▸ STATED GOAL: Reproduce the data exactly and drop any pictures it holds.

▸ INFORMATION PROVIDED:

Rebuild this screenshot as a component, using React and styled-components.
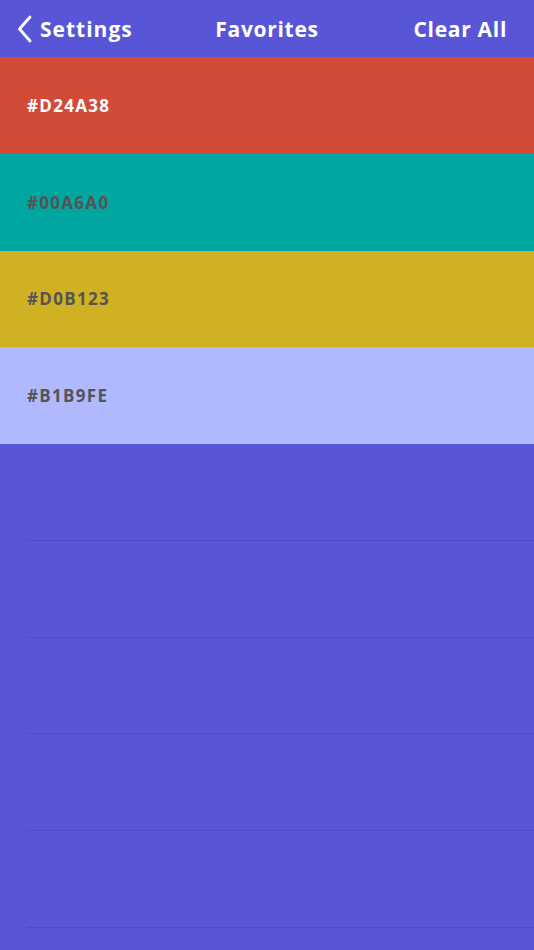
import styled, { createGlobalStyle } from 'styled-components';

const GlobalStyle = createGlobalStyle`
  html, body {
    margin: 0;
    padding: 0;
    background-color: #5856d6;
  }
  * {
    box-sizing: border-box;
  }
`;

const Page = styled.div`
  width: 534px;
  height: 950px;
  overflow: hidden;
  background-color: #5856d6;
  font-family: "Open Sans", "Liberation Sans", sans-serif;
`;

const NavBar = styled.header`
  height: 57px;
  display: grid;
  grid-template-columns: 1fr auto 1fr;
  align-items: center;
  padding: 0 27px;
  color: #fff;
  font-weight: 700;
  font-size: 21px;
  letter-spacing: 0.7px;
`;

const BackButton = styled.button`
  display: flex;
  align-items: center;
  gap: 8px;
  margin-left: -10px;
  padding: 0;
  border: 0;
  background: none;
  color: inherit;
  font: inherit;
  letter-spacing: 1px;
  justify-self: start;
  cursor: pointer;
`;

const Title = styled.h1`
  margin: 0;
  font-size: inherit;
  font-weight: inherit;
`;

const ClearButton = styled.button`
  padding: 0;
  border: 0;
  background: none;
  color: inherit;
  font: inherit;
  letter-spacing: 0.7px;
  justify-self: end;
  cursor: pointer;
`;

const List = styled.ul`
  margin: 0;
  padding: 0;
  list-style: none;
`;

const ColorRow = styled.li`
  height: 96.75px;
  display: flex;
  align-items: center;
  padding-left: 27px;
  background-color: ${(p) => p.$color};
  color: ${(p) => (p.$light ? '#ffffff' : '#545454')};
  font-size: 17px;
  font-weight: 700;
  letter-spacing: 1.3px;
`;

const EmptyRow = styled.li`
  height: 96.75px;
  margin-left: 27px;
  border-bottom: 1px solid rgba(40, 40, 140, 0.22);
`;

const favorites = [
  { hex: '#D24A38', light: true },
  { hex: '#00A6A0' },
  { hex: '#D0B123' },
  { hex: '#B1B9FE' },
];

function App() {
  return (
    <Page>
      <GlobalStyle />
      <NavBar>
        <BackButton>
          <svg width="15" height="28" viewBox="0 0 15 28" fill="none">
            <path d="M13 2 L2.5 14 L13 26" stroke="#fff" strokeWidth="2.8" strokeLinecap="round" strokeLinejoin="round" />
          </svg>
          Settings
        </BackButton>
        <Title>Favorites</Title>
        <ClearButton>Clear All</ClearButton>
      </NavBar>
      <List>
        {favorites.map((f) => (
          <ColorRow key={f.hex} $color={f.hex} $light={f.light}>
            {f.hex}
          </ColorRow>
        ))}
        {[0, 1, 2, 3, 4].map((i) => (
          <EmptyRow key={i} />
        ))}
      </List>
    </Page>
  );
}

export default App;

▸ SOLUTION TO THIS EXERCISE:
Rebuild this screenshot as a component, using React and styled-components.
import styled, { createGlobalStyle } from 'styled-components';

const GlobalStyle = createGlobalStyle`
  html, body {
    margin: 0;
    padding: 0;
    background-color: #5856d6;
  }
  * {
    box-sizing: border-box;
  }
`;

const Page = styled.div`
  width: 534px;
  height: 950px;
  overflow: hidden;
  background-color: #5856d6;
  font-family: "Open Sans", "Liberation Sans", sans-serif;
`;

const NavBar = styled.header`
  height: 57px;
  display: grid;
  grid-template-columns: 1fr auto 1fr;
  align-items: center;
  padding: 0 27px;
  color: #fff;
  font-weight: 700;
  font-size: 21px;
  letter-spacing: 0.7px;
`;

const BackButton = styled.button`
  display: flex;
  align-items: center;
  gap: 8px;
  margin-left: -10px;
  padding: 0;
  border: 0;
  background: none;
  color: inherit;
  font: inherit;
  letter-spacing: 1px;
  justify-self: start;
  cursor: pointer;
`;

const Title = styled.h1`
  margin: 0;
  font-size: inherit;
  font-weight: inherit;
`;

const ClearButton = styled.button`
  padding: 0;
  border: 0;
  background: none;
  color: inherit;
  font: inherit;
  letter-spacing: 0.7px;
  justify-self: end;
  cursor: pointer;
`;

const List = styled.ul`
  margin: 0;
  padding: 0;
  list-style: none;
`;

const ColorRow = styled.li`
  height: 96.75px;
  display: flex;
  align-items: center;
  padding-left: 27px;
  background-color: ${(p) => p.$color};
  color: ${(p) => (p.$light ? '#ffffff' : '#545454')};
  font-size: 17px;
  font-weight: 700;
  letter-spacing: 1.3px;
`;

const EmptyRow = styled.li`
  height: 96.75px;
  margin-left: 27px;
  border-bottom: 1px solid rgba(40, 40, 140, 0.22);
`;

const favorites = [
  { hex: '#D24A38', light: true },
  { hex: '#00A6A0' },
  { hex: '#D0B123' },
  { hex: '#B1B9FE' },
];

function App() {
  return (
    <Page>
      <GlobalStyle />
      <NavBar>
        <BackButton>
          <svg width="15" height="28" viewBox="0 0 15 28" fill="none">
            <path d="M13 2 L2.5 14 L13 26" stroke="#fff" strokeWidth="2.8" strokeLinecap="round" strokeLinejoin="round" />
          </svg>
          Settings
        </BackButton>
        <Title>Favorites</Title>
        <ClearButton>Clear All</ClearButton>
      </NavBar>
      <List>
        {favorites.map((f) => (
          <ColorRow key={f.hex} $color={f.hex} $light={f.light}>
            {f.hex}
          </ColorRow>
        ))}
        {[0, 1, 2, 3, 4].map((i) => (
          <EmptyRow key={i} />
        ))}
      </List>
    </Page>
  );
}

export default App;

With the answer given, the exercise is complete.